I am using MySQL tables that have the following data:

users(ID, name, email, create_added) (about 10000 rows)
points(user_id, point) (about 15000 rows)

And my query:

SELECT u.*, SUM(p.point) point 
FROM users u 
LEFT JOIN points p ON p.user_id = u.ID 
WHERE u.id > 0 
GROUP BY u.id 
ORDER BY point DESC 
LIMIT 0, 10

I only get the top 10 users having best point, but then it dies. How can I improve the performance of my query?

Like @Grim said, you can use INNER JOIN instead of LEFT JOIN . However, if you truly look for optimization, I would suggest you to have an extra field at table users with a precalculate point . This solution would beat any query optimization with your current database design.

Swapping the LEFT JOIN for an INNER JOIN would help a lot. Make sure points.point and points.user_id are indexed. I assume you can get rid of the WHERE clause, as u.id will always be more than 0 (although MySQL probably does this for you at the query optimisation stage).

It doesn't really matter than you are getting only 10 rows. MySQL has to sum up the points for every user, before it can sort them ("Using filesort" operation.) That LIMIT is applied last.

A covering index ON points(user_id,point) is going to be the best bet for optimum performance. (I'm really just guessing, without any EXPLAIN output or table definitions.)

The id column in users is likely the primary key, or at least a unique index. So it's likely you already have an index with id as the leading column, or primary key cluster index if it's InnoDB.)

I'd be tempted to test a query like this:

 SELECT u.*
      , s.total_points
   FROM ( SELECT p.user_id
               , SUM(p.point) AS total_points
            FROM points p
           WHERE p.user_id > 0
           GROUP BY p.user_id
           ORDER BY total_points DESC
           LIMIT 10
        ) s
   JOIN user u
     ON u.id = s.user_id
  ORDER BY s.total_points DESC 

That does have the overhead of creating a derived table, but with a suitable index on points, with a leading column of user_id, and including the point column, it's likely that MySQL can optimize the group by using the index, and avoiding one "Using filesort" operation (for the GROUP BY).

There will likely be a "Using filesort" operation on that resultset, to get the rows ordered by total_points.
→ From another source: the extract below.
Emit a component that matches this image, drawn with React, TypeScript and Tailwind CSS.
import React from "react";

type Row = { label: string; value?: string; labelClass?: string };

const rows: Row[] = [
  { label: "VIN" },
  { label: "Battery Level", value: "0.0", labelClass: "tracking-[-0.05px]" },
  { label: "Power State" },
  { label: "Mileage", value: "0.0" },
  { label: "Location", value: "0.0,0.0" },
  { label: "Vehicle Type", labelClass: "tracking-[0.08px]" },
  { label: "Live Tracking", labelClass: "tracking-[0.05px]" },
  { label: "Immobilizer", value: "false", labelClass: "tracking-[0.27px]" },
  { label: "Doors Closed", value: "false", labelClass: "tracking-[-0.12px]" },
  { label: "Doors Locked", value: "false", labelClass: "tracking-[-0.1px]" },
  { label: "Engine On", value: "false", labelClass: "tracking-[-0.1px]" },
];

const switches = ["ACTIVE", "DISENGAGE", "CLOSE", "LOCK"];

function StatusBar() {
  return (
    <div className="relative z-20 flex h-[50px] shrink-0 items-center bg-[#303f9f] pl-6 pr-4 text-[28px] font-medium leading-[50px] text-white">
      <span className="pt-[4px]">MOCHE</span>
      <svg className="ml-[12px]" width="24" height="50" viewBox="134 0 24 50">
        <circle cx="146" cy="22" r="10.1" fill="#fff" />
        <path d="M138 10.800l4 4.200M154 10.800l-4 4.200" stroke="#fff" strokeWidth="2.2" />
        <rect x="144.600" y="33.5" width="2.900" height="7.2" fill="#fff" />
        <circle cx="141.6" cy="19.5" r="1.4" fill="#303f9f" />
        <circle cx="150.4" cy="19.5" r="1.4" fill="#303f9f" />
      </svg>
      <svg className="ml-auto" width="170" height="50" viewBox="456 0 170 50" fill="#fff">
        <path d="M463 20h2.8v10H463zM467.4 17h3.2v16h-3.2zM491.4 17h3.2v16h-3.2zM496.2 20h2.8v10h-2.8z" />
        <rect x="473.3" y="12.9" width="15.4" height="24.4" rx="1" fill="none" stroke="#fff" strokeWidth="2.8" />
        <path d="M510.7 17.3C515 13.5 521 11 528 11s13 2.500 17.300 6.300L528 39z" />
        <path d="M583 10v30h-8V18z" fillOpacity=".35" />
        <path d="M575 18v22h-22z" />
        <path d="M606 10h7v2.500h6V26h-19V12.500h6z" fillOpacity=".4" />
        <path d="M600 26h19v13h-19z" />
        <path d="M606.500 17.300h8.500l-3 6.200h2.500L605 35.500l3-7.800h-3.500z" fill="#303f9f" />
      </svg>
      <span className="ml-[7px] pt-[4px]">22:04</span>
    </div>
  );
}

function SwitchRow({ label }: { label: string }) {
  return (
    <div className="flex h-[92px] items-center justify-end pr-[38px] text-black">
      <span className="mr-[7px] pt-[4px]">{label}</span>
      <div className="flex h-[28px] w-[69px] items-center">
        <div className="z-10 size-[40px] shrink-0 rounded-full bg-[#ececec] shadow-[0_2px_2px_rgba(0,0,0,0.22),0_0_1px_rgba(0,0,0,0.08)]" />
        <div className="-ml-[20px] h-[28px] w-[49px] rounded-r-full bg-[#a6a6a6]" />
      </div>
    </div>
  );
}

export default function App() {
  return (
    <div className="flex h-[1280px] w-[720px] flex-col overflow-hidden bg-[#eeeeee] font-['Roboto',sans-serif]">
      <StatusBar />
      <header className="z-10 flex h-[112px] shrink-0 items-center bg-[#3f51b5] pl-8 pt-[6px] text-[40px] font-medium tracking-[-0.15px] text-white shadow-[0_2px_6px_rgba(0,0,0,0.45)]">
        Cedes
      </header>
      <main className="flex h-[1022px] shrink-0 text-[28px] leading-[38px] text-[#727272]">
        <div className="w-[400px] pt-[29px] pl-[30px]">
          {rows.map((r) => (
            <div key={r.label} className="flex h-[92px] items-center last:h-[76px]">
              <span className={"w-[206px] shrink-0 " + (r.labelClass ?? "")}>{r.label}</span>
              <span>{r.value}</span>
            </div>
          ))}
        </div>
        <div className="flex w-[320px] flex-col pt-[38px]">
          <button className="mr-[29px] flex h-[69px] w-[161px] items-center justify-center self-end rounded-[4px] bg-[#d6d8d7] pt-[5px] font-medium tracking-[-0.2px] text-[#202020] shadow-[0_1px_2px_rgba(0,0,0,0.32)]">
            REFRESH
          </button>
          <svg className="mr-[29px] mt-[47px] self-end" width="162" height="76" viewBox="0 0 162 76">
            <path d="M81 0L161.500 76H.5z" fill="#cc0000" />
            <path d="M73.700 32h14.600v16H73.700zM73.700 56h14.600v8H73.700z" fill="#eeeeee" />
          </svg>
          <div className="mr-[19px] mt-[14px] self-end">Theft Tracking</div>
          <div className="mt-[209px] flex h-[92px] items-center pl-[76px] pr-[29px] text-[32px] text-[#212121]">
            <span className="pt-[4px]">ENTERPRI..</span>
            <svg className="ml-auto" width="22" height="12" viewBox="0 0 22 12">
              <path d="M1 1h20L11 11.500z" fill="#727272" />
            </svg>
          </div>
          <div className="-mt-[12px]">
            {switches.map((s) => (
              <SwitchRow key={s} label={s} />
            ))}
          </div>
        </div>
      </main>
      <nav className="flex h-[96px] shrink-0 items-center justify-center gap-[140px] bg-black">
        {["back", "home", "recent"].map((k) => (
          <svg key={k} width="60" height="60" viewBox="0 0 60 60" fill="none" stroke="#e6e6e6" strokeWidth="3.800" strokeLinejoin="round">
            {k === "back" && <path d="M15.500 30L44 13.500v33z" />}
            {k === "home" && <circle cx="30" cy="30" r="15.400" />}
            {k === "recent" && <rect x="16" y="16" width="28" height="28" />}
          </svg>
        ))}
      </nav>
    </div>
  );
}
Then get the first 10 rows from that.

With those 10 rows, we can join to the user table to get the corresponding rows.

BUT.. there is one slight difference with this result, if any of the values of user_id that are in the top 10 which aren't in the user table, then this query will return less than 10 rows. (I'd expect there to be a foreign key defined, so that wouldn't happen, but I'm really just guessing without table definitions.)

An EXPLAIN would show the access plan being used by MySQL.
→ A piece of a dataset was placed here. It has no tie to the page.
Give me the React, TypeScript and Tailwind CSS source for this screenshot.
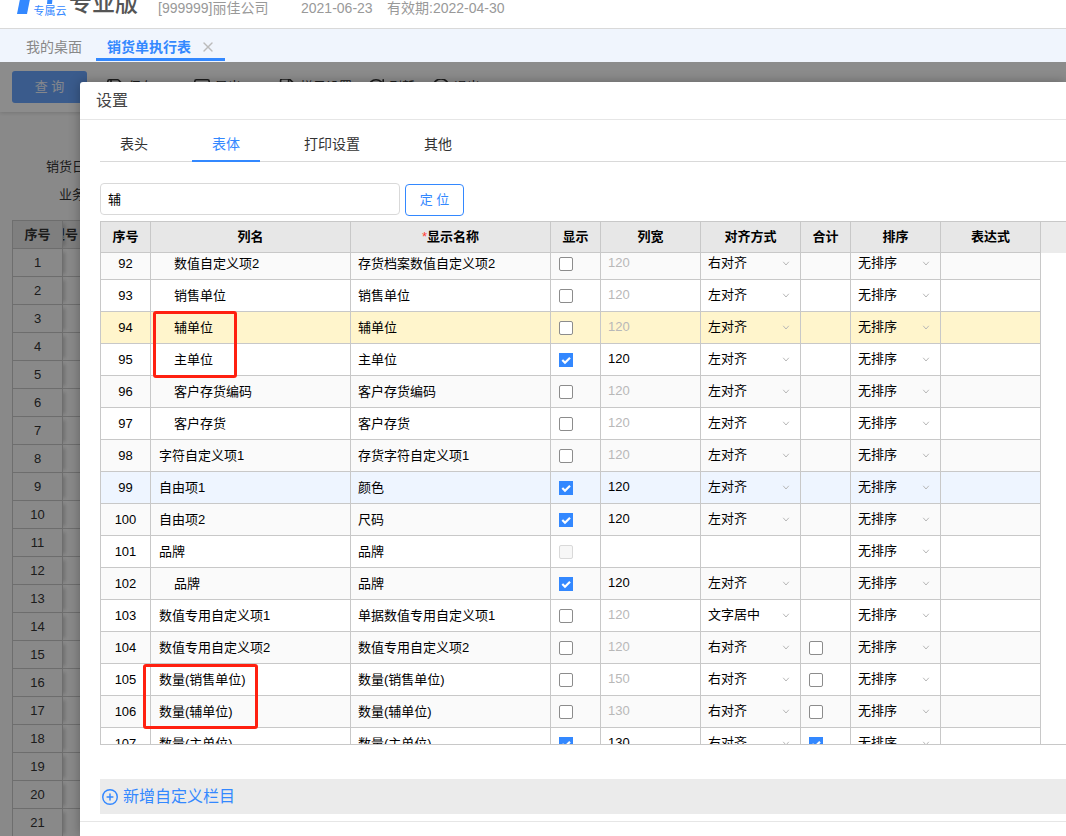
import clsx from 'clsx';
import { CirclePlus, CirclePower, FileText, RotateCw, Save, SquareArrowRight, X } from 'lucide-react';

type Row = {
  no: number;
  name: string;
  label: string;
  indent?: boolean;
  show: boolean | 'disabled';
  width?: number;
  align?: string;
  total?: boolean;
};

const rows: Row[] = [
  { no: 92, name: '数值自定义项2', label: '存货档案数值自定义项2', indent: true, show: false, width: 120, align: '右对齐' },
  { no: 93, name: '销售单位', label: '销售单位', indent: true, show: false, width: 120, align: '左对齐' },
  { no: 94, name: '辅单位', label: '辅单位', indent: true, show: false, width: 120, align: '左对齐' },
  { no: 95, name: '主单位', label: '主单位', indent: true, show: true, width: 120, align: '左对齐' },
  { no: 96, name: '客户存货编码', label: '客户存货编码', indent: true, show: false, width: 120, align: '左对齐' },
  { no: 97, name: '客户存货', label: '客户存货', indent: true, show: false, width: 120, align: '左对齐' },
  { no: 98, name: '字符自定义项1', label: '存货字符自定义项1', show: false, width: 120, align: '左对齐' },
  { no: 99, name: '自由项1', label: '颜色', show: true, width: 120, align: '左对齐' },
  { no: 100, name: '自由项2', label: '尺码', show: true, width: 120, align: '左对齐' },
  { no: 101, name: '品牌', label: '品牌', show: 'disabled' },
  { no: 102, name: '品牌', label: '品牌', indent: true, show: true, width: 120, align: '左对齐' },
  { no: 103, name: '数值专用自定义项1', label: '单据数值专用自定义项1', show: false, width: 120, align: '文字居中' },
  { no: 104, name: '数值专用自定义项2', label: '数值专用自定义项2', show: false, width: 120, align: '右对齐', total: false },
  { no: 105, name: '数量(销售单位)', label: '数量(销售单位)', show: false, width: 150, align: '右对齐', total: false },
  { no: 106, name: '数量(辅单位)', label: '数量(辅单位)', show: false, width: 130, align: '右对齐', total: false },
  { no: 107, name: '数量(主单位)', label: '数量(主单位)', show: true, width: 130, align: '右对齐', total: true },
];

const tools = [
  { icon: Save, text: '保存', width: 'w-[87px]' },
  { icon: SquareArrowRight, text: '导出', width: 'w-[85px]' },
  { icon: FileText, text: '栏目设置', width: 'w-[89px]' },
  { icon: RotateCw, text: '刷新', width: 'w-[65px]' },
  { icon: CirclePower, text: '退出', width: 'w-[65px]' },
];

const tabs = ['表头', '表体', '打印设置', '其他'];
const highlighted = 94;
const hovered = 99;

function Check({ label, value }: { label: string; value: boolean | 'disabled' }) {
  return (
    <span className="relative flex size-[14px]">
      <input
        type="checkbox"
        aria-label={label}
        defaultChecked={value === true}
        disabled={value === 'disabled'}
        className="peer size-[14px] appearance-none rounded-[2px] border border-[#8c8c8c] bg-white checked:rounded-none checked:border-[#3388ff] checked:bg-[#3388ff] disabled:border-[#d9d9d9] disabled:bg-[#f7f7f7]"
      />
      <svg viewBox="0 0 14 14" className="pointer-events-none absolute inset-0 hidden peer-checked:block">
        <path d="M3.3 7 6 9.7l5-5" fill="none" stroke="#fff" strokeWidth="2.2" />
      </svg>
    </span>
  );
}

function Picker({ label, value, options }: { label: string; value: string; options: string[] }) {
  return (
    <div className="flex items-center pr-[10px] pb-[2px]">
      <select aria-label={label} defaultValue={value} className="min-w-0 flex-1 appearance-none bg-transparent pl-[7px]">
        {options.map((o) => (
          <option key={o}>{o}</option>
        ))}
      </select>
      <svg viewBox="0 0 8 8" className="pointer-events-none size-2 shrink-0">
        <path d="M1.2 2.8 4 6l2.8-3.2" fill="none" stroke="#b8b8b8" strokeWidth="1" />
      </svg>
    </div>
  );
}

function Columns() {
  return (
    <colgroup>
      <col className="w-[50px]" />
      <col className="w-[200px]" />
      <col className="w-[200px]" />
      <col className="w-[50px]" />
      <col className="w-[100px]" />
      <col className="w-[100px]" />
      <col className="w-[50px]" />
      <col className="w-[90px]" />
      <col className="w-[100px]" />
    </colgroup>
  );
}

function ColumnTable() {
  const heads = ['序号', '列名', '显示名称', '显示', '列宽', '对齐方式', '合计', '排序', '表达式'];
  return (
    <div className="flex h-[524px] flex-col overflow-hidden border-y border-l border-[#c8c8c8] text-[13px] text-black">
      <div className="h-[31px] shrink-0 bg-[#ebebeb]">
        <table className="w-[940px] table-fixed border-separate border-spacing-0">
          <Columns />
          <thead>
            <tr className="h-[31px] bg-[#e7e7e7]">
              {heads.map((h) => (
                <th key={h} scope="col" className="border-r border-b border-[#c8c8c8] p-0 font-bold">
                  {h === '显示名称' && <span className="font-normal text-[#ff3b30]">*</span>}
                  {h}
                </th>
              ))}
            </tr>
          </thead>
        </table>
      </div>
      <div className="flex min-h-0 flex-1 flex-col overflow-hidden">
        <table className="-mt-[5px] w-[940px] shrink-0 table-fixed border-separate border-spacing-0">
          <Columns />
          <tbody>
            {rows.map((r) => (
              <tr
                key={r.no}
                className={clsx(
                  'h-8 *:border-r *:border-b *:border-[#c8c8c8] *:p-0',
                  r.no === highlighted ? 'bg-[#fff5cc]' : r.no === hovered ? 'bg-[#eef5ff]' : 'even:bg-white odd:bg-[#fafafa]',
                )}
              >
                <td className="text-center">{r.no}</td>
                <td>
                  <span className={r.indent ? 'pl-[23px]' : 'pl-2'}>{r.name}</span>
                </td>
                <td>
                  <span className="pl-[7px]">{r.label}</span>
                </td>
                <td>
                  <div className="pl-2">
                    <Check label={`显示 ${r.no}`} value={r.show} />
                  </div>
                </td>
                <td>
                  {r.width && (
                    <input
                      aria-label={`列宽 ${r.no}`}
                      defaultValue={r.width}
                      disabled={!r.show}
                      className="block w-full bg-transparent px-[7px] pb-[2px] disabled:text-[#b8b8b8]"
                    />
                  )}
                </td>
                <td>{r.align && <Picker label={`对齐方式 ${r.no}`} value={r.align} options={['左对齐', '右对齐', '文字居中']} />}</td>
                <td>
                  {r.total !== undefined && (
                    <div className="pl-2">
                      <Check label={`合计 ${r.no}`} value={r.total} />
                    </div>
                  )}
                </td>
                <td>
                  <Picker label={`排序 ${r.no}`} value="无排序" options={['无排序', '升序', '降序']} />
                </td>
                <td />
              </tr>
            ))}
          </tbody>
        </table>
      </div>
    </div>
  );
}

function SettingsDialog() {
  return (
    <div role="dialog" aria-label="设置" className="absolute top-5 right-0 bottom-0 left-20 overflow-hidden rounded-tl-[3px] bg-white shadow-[0_0_12px_rgba(0,0,0,0.3)]">
      <h2 className="flex h-[38px] items-center border-b border-[#e6e6e6] px-4 text-[16px] text-[#444]">设置</h2>
      <div className="pt-2 pl-5">
        <nav className="flex h-[34px] gap-6 border-b border-[#d9d9d9] text-[14px]">
          {tabs.map((t) => (
            <button
              key={t}
              type="button"
              className={clsx(
                '-mb-px border-b-2 px-5',
                t === '表体' ? 'border-[#3388ff] text-[#3388ff]' : 'border-transparent text-[#333]',
              )}
            >
              {t}
            </button>
          ))}
        </nav>
        <div className="mt-[21px] mb-[5px] flex gap-[5px] text-[13px]">
          <input
            aria-label="查找栏目"
            defaultValue="辅"
            className="h-8 w-[300px] rounded-[4px] border border-[#d9d9d9] px-[7px] pb-[2px] text-black"
          />
          <button type="button" className="mt-px h-8 w-[59px] rounded-[4px] border border-[#3388ff] text-[#3388ff]">
            定 位
          </button>
        </div>
        <ColumnTable />
        <div className="mt-[34px] flex h-[35px] items-center bg-[#ebebeb] pl-[2px]">
          <button type="button" className="flex items-center gap-[5px] text-[16px] text-[#3388ff]">
            <CirclePlus className="size-4" strokeWidth={2} viewBox="1 1 22 22" />
            新增自定义栏目
          </button>
        </div>
      </div>
      <div className="mt-[7px] border-t border-[#e6e6e6]" />
      <div className="pointer-events-none absolute top-[229px] left-[73px] h-[67px] w-[84px] rounded-[3px] border-3 border-[#ff2010]" />
      <div className="pointer-events-none absolute top-[582px] left-[63px] h-[65px] w-[115px] rounded-[3px] border-3 border-[#ff2010]" />
    </div>
  );
}

function ReportPage() {
  return (
    <div className="h-full overflow-hidden bg-[#fafafa] text-[13px] text-[#333]">
      <div className="flex h-[50px] items-center bg-white pl-3 shadow-[0_1px_4px_rgba(0,0,0,0.15)]">
        <button type="button" className="mr-5 h-8 w-[75px] shrink-0 rounded-[3px] bg-[#6aa6ff] text-white/90">
          查 询
        </button>
        {tools.map(({ icon: Icon, text, width }) => (
          <button key={text} type="button" className={clsx('flex shrink-0 items-center gap-[5px]', width)}>
            <Icon className="size-4" strokeWidth={2} viewBox="2 2 20 20" />
            {text}
          </button>
        ))}
      </div>
      <div className="flex h-[108px] flex-col gap-2 pt-[45px] pl-[46px]">
        <span className="h-5 leading-5">销货日期</span>
        <span className="h-5 pl-[13px] leading-5">业务员</span>
      </div>
      <div className="pl-3">
        <table className="w-full table-fixed border-separate border-spacing-0 border-t border-l border-[#c8c8c8]">
          <colgroup>
            <col className="w-[50px]" />
            <col />
          </colgroup>
          <thead>
            <tr className="h-7 bg-[#e7e7e7] *:border-r *:border-b *:border-[#c8c8c8] *:p-0 *:first:shadow-[5px_0_4px_-3px_rgba(0,0,0,0.2)]">
              <th scope="col">序号</th>
              <th scope="col" className="overflow-hidden text-left">
                <div className="-ml-[11px]">型号</div>
              </th>
            </tr>
          </thead>
          <tbody>
            {Array.from({ length: 22 }, (_, i) => (
              <tr key={i} className="h-7 *:border-r *:border-b *:border-[#c8c8c8] *:p-0 *:first:shadow-[5px_0_4px_-3px_rgba(0,0,0,0.2)]">
                <td className="text-center">{i + 1}</td>
                <td />
              </tr>
            ))}
          </tbody>
        </table>
      </div>
    </div>
  );
}

export default function App() {
  return (
    <div className="flex h-screen flex-col overflow-hidden bg-white font-['Liberation_Sans','Noto_Sans_CJK_SC',sans-serif]">
      <header className="h-[29px] shrink-0 overflow-hidden border-b border-[#d9d9d9]">
        <div className="-mt-3 flex h-10 items-center pl-4 text-[14px] whitespace-nowrap text-[#999]">
          <svg viewBox="0 0 17 28" className="h-7 w-[17px] shrink-0">
            <path d="M5 0h10L11 20H1z" fill="#3388ff" />
          </svg>
          <div className="flex w-[34px] flex-col items-center pb-[6px] text-[11px] leading-3 text-[#3388ff]">
            <svg viewBox="0 0 6 12" className="h-3 w-[6px]">
              <path d="M1 0h5L5 11H0z" fill="#3388ff" />
            </svg>
            <span>专属云</span>
          </div>
          <span className="w-[91px] pb-[10px] pl-[2px] text-[23px] leading-6 font-medium text-[#555]">专业版</span>
          <span className="w-[143px]">[999999]丽佳公司</span>
          <span className="w-[86px]">2021-06-23</span>
          <span>有效期:2022-04-30</span>
        </div>
      </header>
      <nav className="flex h-[33px] shrink-0 items-start bg-[#f0f5fd] text-[14px]">
        <a href="#desk" className="flex h-8 items-center pt-1 pl-[26px] text-[#888]">
          我的桌面
        </a>
        <a href="#report" className="ml-[14px] flex h-8 w-[129px] items-center border-b-3 border-[#3388ff] pt-[7px] pl-[11px] font-bold text-[#3388ff]">
          销货单执行表
          <X className="ml-[9px] size-4 text-[#bbb]" />
        </a>
      </nav>
      <main className="relative min-h-0 flex-1">
        <ReportPage />
        <div className="absolute inset-0 bg-black/45" />
        <SettingsDialog />
      </main>
    </div>
  );
}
Ever thought about partitioning? I'm currently working with large database and successfully improve sql query.

For example,

PARTITION BY RANGE (`ID`) (
    PARTITION p1 VALUES LESS THAN (100) ENGINE = InnoDB,
    PARTITION p2 VALUES LESS THAN (200) ENGINE = InnoDB,
    PARTITION p3 VALUES LESS THAN (300) ENGINE = InnoDB,
    ... and so on..
)

It allows us to get better speed while scanning mysql table. Mysql will scan only partition p 1 that contains userid 1 to 99 even if there are million rows in table.